8. Though I say unlikely. For certainly the activities of soundsystems and other rave-era anarcho-enclaves dispell this myth (see St John 2009). Oaths have indeed been sworn, in ritual fashion. The rave has served as the site for weddings, celebrations of age, birth and death, as well as ritual inductions into alliances and collectives. Networks have been formed, plans hatched. And as Robin Sylvan's research has indicated, "spiritual" raves use language to signify religious commitments (2005). Do any of these practices conform to an articulated agenda of representative politics? At points, yes (such as organising against the RAVE Act in the US, the CJA in Britain, etc). But naked oaths cannot be contained within representative politics. For such demands exceed the capabilities of sovereign power to address them; the constitution of power itself must change in order to articulate what is already-lived.

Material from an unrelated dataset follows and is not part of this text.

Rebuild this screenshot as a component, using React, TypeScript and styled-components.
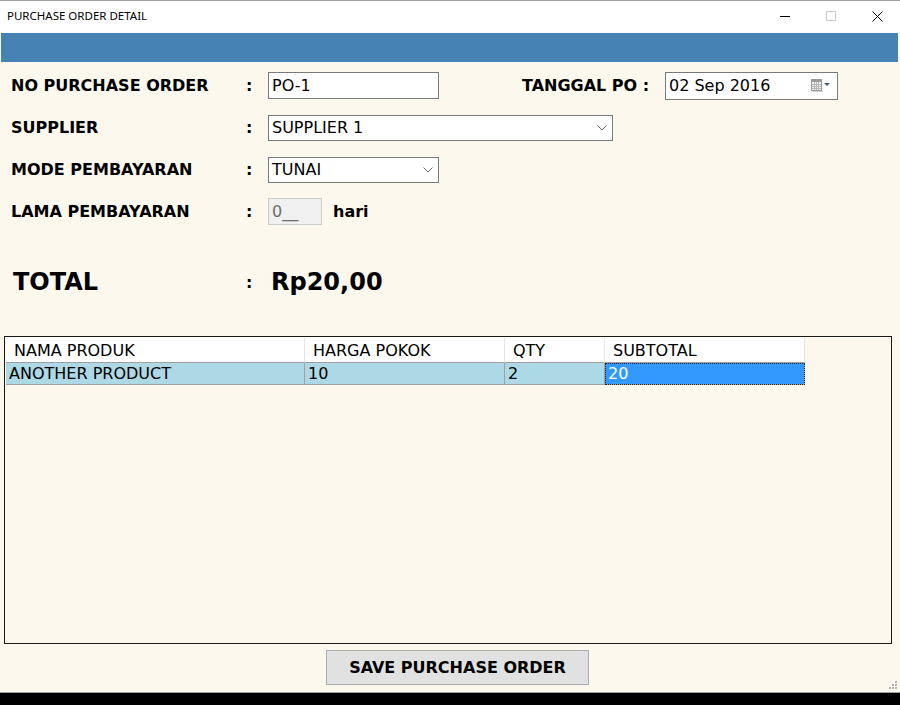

9. See, for example, "BLM issues a 5-year permit to Burning Man" at http://www.burningman.com/news/060621_blmpermit.html (accessed 11 February 2010), and by contrast, new land restrictions issued by the BLM in 2009: http://www.blm.gov/nv/st/en/fo/wfo/blm_information/newsroom/2009/august/blm_issues_temporary.html (accessed 11 February 2010).
10. For a meditation upon DJing as "the forefront art form of the late 20th century" as it questions "intellectual property and copyright law" by way of "sonic... alchemy," see Miller (2005); for a reflection upon the role of the turntable that "marks the real rupture in the mode or method of the forms [between live or electronic music and replaying music]", see Mudede (2004); for a historically informed defense of a "state of music without fences, but where, as in scholarship, acknowledgement is insisted upon", see Oswald (2005).
11. In his remix notes to the essay - wherein Lethem demonstrates how his text is constructed with remixed phrases - Lethem writes that Imperial Plagiarism is the title of an essay by Marilyn Randall (2008: 48).